## Work required
Transcribe all of the data exactly. Omit the pictures.

===== Recorded data

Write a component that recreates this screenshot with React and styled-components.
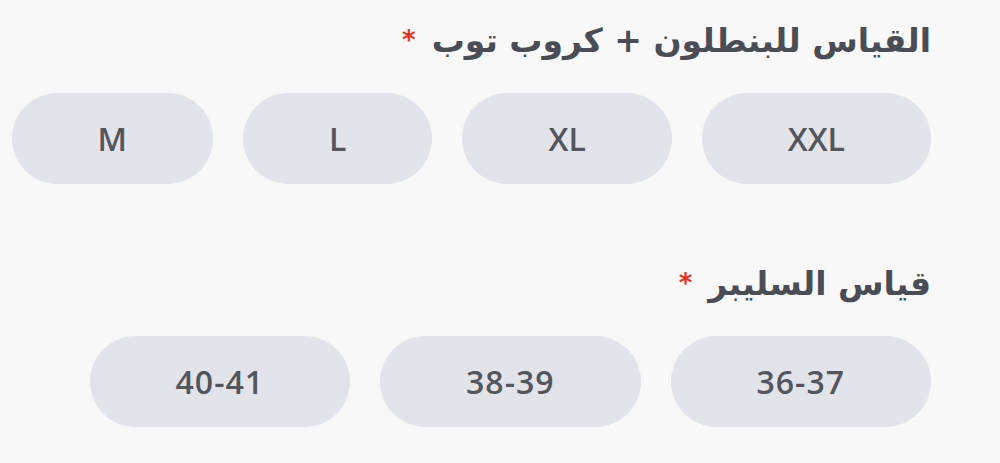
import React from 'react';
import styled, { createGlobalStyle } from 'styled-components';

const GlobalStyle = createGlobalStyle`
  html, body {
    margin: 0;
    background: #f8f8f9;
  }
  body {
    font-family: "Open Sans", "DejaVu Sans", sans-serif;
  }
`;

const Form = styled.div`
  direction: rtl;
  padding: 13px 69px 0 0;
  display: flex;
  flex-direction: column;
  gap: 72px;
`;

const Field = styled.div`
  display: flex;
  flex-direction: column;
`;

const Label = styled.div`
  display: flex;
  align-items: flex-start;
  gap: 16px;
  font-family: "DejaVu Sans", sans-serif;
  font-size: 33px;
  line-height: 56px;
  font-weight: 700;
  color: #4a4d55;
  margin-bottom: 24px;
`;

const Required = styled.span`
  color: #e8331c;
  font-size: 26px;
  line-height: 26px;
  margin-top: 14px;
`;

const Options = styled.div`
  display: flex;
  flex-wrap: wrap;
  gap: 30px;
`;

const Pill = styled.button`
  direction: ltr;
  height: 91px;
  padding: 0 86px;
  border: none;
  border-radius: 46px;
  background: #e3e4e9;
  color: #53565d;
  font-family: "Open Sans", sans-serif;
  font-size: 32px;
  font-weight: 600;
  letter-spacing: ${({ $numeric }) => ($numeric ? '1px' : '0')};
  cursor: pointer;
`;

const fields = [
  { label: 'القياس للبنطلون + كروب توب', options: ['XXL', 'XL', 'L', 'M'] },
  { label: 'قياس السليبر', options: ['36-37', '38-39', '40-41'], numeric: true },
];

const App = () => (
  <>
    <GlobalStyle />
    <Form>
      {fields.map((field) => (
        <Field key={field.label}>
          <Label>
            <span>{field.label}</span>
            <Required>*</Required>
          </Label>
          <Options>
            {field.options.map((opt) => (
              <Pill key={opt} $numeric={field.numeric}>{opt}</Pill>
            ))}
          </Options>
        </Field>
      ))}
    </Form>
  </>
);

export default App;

==========

## Final result
Write a component that recreates this screenshot with React and styled-components.
import React from 'react';
import styled, { createGlobalStyle } from 'styled-components';

const GlobalStyle = createGlobalStyle`
  html, body {
    margin: 0;
    background: #f8f8f9;
  }
  body {
    font-family: "Open Sans", "DejaVu Sans", sans-serif;
  }
`;

const Form = styled.div`
  direction: rtl;
  padding: 13px 69px 0 0;
  display: flex;
  flex-direction: column;
  gap: 72px;
`;

const Field = styled.div`
  display: flex;
  flex-direction: column;
`;

const Label = styled.div`
  display: flex;
  align-items: flex-start;
  gap: 16px;
  font-family: "DejaVu Sans", sans-serif;
  font-size: 33px;
  line-height: 56px;
  font-weight: 700;
  color: #4a4d55;
  margin-bottom: 24px;
`;

const Required = styled.span`
  color: #e8331c;
  font-size: 26px;
  line-height: 26px;
  margin-top: 14px;
`;

const Options = styled.div`
  display: flex;
  flex-wrap: wrap;
  gap: 30px;
`;

const Pill = styled.button`
  direction: ltr;
  height: 91px;
  padding: 0 86px;
  border: none;
  border-radius: 46px;
  background: #e3e4e9;
  color: #53565d;
  font-family: "Open Sans", sans-serif;
  font-size: 32px;
  font-weight: 600;
  letter-spacing: ${({ $numeric }) => ($numeric ? '1px' : '0')};
  cursor: pointer;
`;

const fields = [
  { label: 'القياس للبنطلون + كروب توب', options: ['XXL', 'XL', 'L', 'M'] },
  { label: 'قياس السليبر', options: ['36-37', '38-39', '40-41'], numeric: true },
];

const App = () => (
  <>
    <GlobalStyle />
    <Form>
      {fields.map((field) => (
        <Field key={field.label}>
          <Label>
            <span>{field.label}</span>
            <Required>*</Required>
          </Label>
          <Options>
            {field.options.map((opt) => (
              <Pill key={opt} $numeric={field.numeric}>{opt}</Pill>
            ))}
          </Options>
        </Field>
      ))}
    </Form>
  </>
);

export default App;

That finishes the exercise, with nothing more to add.